Saturday, September 13, 2008

Another Look at the iLiad

On Wednesday, I talked about a hopeful sign for the ailing newspaper industry. This post is about another. But, first, I need to bring us all up-to-date on the Dutch company, iRex.

In January, 2006, I first mentioned iRex, which was scheduled to release an e-reader called the iLiad in April of that year. That release was later pushed back to July.

My interest in the iLiad took a huge dive when I learned its price was $811.

Two years later, on May 8, 2008, I reported that the price of the iLiad had come down to $699, and I also quoted from The Bookseller:
Borders is to become the first seller of e-book readers in the United Kingdom with seven stores stocking the iLiad reader . . .
Also in May, iRex introduced its new iLiad Book Edition and differentiated it in price from its iLiad Second Edition.

The iLiad Book Edition sells for $599 and comes pre-loaded with 50 "classic titles":
In a completely new sleek silver colour, with 50 pre-loaded eBooks, including some of the best books ever written, this is a bestseller for every book lover.
The press release that announced the Book Edition had this to say about the pre-loaded books:
Titles range from Alice’s Adventures in Wonderland by Lewis Caroll to Pride and Prejudice from Jane Austen, from Dracula from Bram Stokers to Wuthering Heights by Charlotte Bronte.
The iLiad Second Edition retails for $699. The only difference between it and the Book Edition is that the Second Edition includes "Built-in Wi-Fi® 802.11B/G wireless networking" capability.

In October, 2007, the Dutch bookstore chain Selexyz began to carry the iLiad.
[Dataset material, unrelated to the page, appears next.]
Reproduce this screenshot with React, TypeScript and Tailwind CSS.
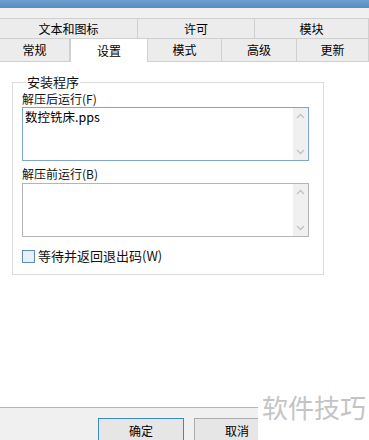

In July, 2008, the W.H. Smith chain of booksellers in the UK began offering the Book Edition in their stores. Last month, the iLiad became available at the German bookchain, Mayersche.

On September 3, iRex distributed a press release that said:
Gill & Macmillan, the leading Irish book publisher, today launched a pilot scheme that will take some weight off the shoulders of the first-year pupils of Caritas College, Ballyfermot . . . St. Brendan’s class, a group of 18 first year students at the all-girl school . . . will become the first class of students worldwide to replace their academic load with the iLiad, an electronic book device.
And now we come to the main reason I'm taking another look at the iLiad today.

On Thursday BusinessWeek reported on an experiment that took place this summer in France with a prototype digital device from iRex called the Read & Go:
The trial of the prototype will wrap up this month, and by 2009, France Telecom (FTE) aims to start distributing the Read & Go in conjunction with a subscription-based news service of the same name. For a monthly charge similar to a mobile service plan, customers will receive an over-the-air stream of aggregated content from a wide assortment of information sources. Alongside the articles will be ads that help defray the cost of the service.
The story says that France Telecom is "partnering" with the newspaper industry to offer the major French newspapers, such as Le Monde and Le Figaro, through its cellular network. Ads will run alongside the articles, providing revenue to offset the cost of the service. The newspapers will receive a cut from the subscription fees for Read & Go.

France Telecom has not yet provided any numbers for the cost of the service or the cost of the Read & Go device yet.

The newspaper industry has not figured out a way to capitalize on the digital age. Partnerships of this kind may yet provide a lifeline for the beleaguered industry.